I am checking REFLEXIVE ACLs. During Lab i found this behaviour.

152.50.12.1 (R1)-----(R2) 150.50.7.7

where 150.50.12.1 is untrusted & 150.50.7.7 is trusted.

Reflexive ACLs are configured and working perfectly as expected. When I

initiated ICMP ping from 150.50.7.7 it is creating Reflexive ACL in R2 as

below:

permit icmp host 150.50.12.1 host 150.50.7.7 (10 matches) (time left 76)

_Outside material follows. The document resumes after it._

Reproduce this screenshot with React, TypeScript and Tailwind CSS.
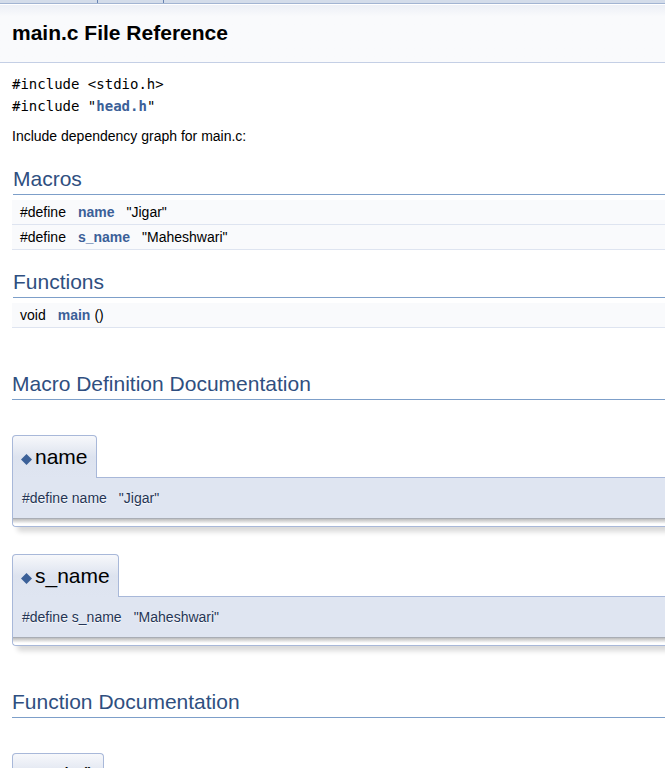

I thought after this temperory ACL creation, I should be able to ping from

150.50.12.1 to 150.50.7.7. But it failed to ping even though I am able to

ping 150.50.12.1 from 150.50.7.7

Is this a normal behaviour?

Thanks for valuable answers

sairam

3 Replies 3

Peter Paluch
Cisco Employee
Cisco Employee

Hi Sairam,

It depends on how you set up both the pair of ACLs. Can you post the configuration of the router that contains the reflexive ACL?

Best regards,

Peter

Hi Peter,

Configuration is done on R2

ip access-list TRUSTED-UNTRUSTED

permit ip any any reflect SAIRAM

ip access-list UNTRUSTED-TRUSTED

evaluate SAIRAM

interface ser 0/0

des #### UNTRUSTED #####

ip access-group UNTRUSTED-TRUSTED in

interface fa 0/0

des ##### TRUSTED #####

ip access-group TRUSTED-UNTRUSTED in

Peter, this is the snapshot of the configuration made on R2

Hope this is sufficient to help me

Sairam

Hello Sairam,

Your config is OK. I believe that the reason that it does not work lies in the fact that despite the "show access-list" command shows only the hosts and protocol in your reflexive ACL, internally the reflexive ACL holds more information about how the return packet should look like. I suspect that for ICMP, when you ping from inside to outside, the reflexive ACL will match for an ICMP echo-reply message. This would also explain why pinging from outside to inside does not work: the packets are of the type ICMP echo, not echo-request as the reflexive ACL entry expects.

Maybe you should try testing this with a real equipment and some packet generator that is able to generate a packet from an arbitrary port - the "netcat" utility for Linux can be used for that. I suggest using UDP packets as they have no state information in their header.